The Road to Independence
In prison Mugabe earned numerous degrees by correspondence courses, including three from the University of London: degrees in Law, Economics and a Bachelor of Administration. In 1974, while still imprisoned, Mugabe was elected as the head of ZANU. Following a South African détente initiative, Mugabe was released from prison in December 1974 along with other Nationalist leaders. Upon release, Mugabe, along with Edgar Tekere, left Rhodesia in 1975 to re-join the fight during the Rhodesian Bush War from bases in Mozambique. Mugabe unilaterally assumed control of ZANU after the death of Herbert Chitepo on 18 March 1975. Later that year, after internal disagreements within ZANU, Mugabe formed a militant faction, leaving Sithole to lead the moderate ZANU wing. When Rhodesian Prime Minister Ian Smith was pressured by the US and South Africa to accept in principle that white minority rule could not continue indefinitely, on March 3, 1978, he signed an agreement with moderate leaders Bishop Muzorewa, Sithole and other at the Governor's Lodge in Salisbury, that paved the way for an interim power-sharing government, in preparation for elections. The elections were won by the United African National Council under Bishop Abel Muzorewa, but all were not satisfied and Mugabe and Nkomo of ZANU and ZAPU formed a 'Patriotic Front' groups called ZANU-PF and continued the war.

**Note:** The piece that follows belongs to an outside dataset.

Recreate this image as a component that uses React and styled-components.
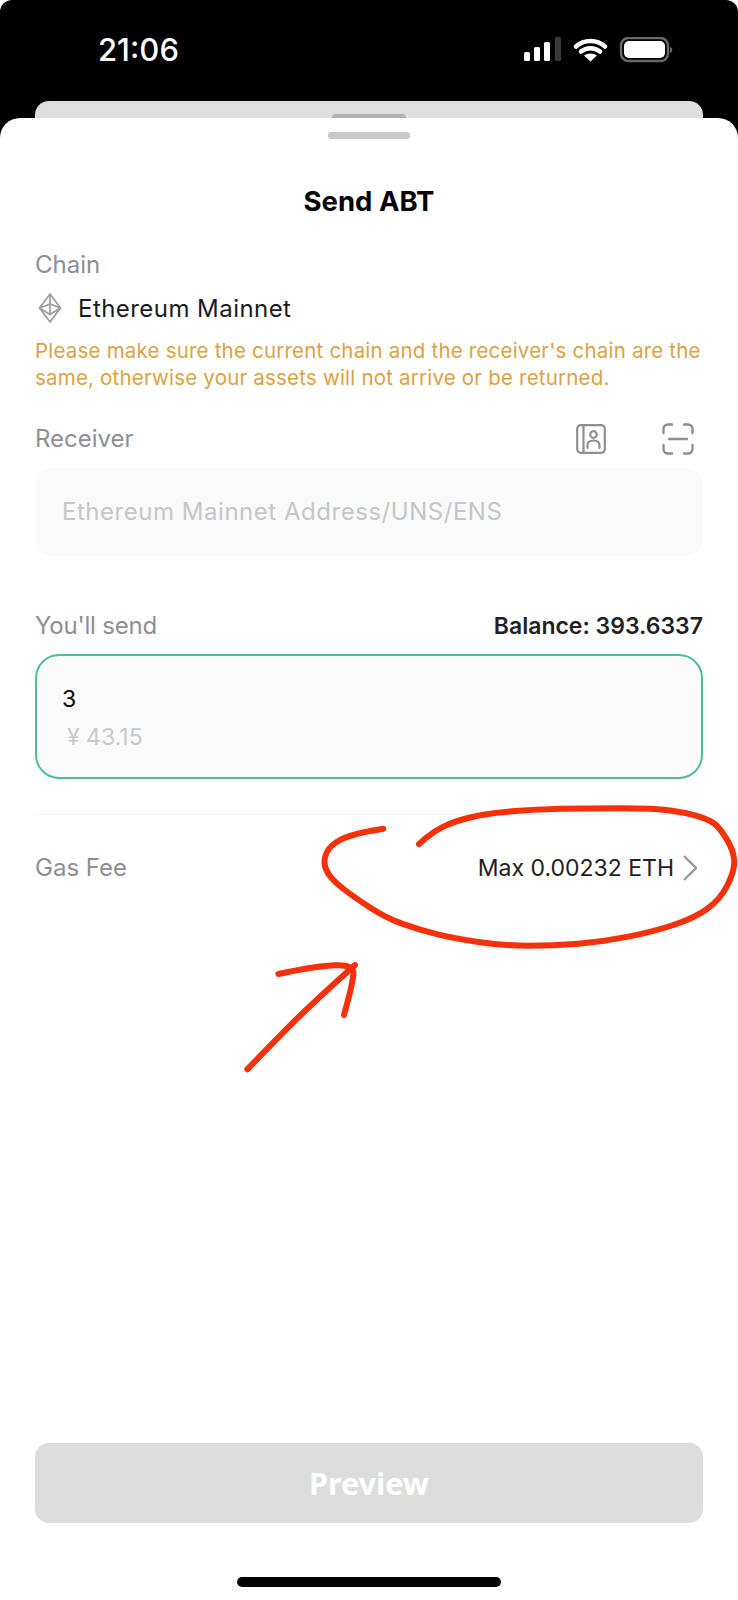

With the fighting continuing, the incoming government accepted an invitation to talks at Lancaster House in September 1979. A ceasefire was negotiated for the talks, which were attended by Smith, Mugabe, Nkomo, Zvobgo and others. Mugabe had emerged from the war as a hero and devoted Pan Afrikanist. His permanent return to Zimbabwe in December 1979, following the completion of the Lancaster House Agreement, was greeted by huge and supportive crowds. The Lancaster House talks had agreed on a new constitution for a new Republic of Zimbabwe with elections in February 1980. Mugabe won the general elections of 1980 after calling for reconciliation between the former belligerents, including white Zimbabweans and rival political parties. Mugabe became Prime Minister on Zimbabwe's independence in April 1980.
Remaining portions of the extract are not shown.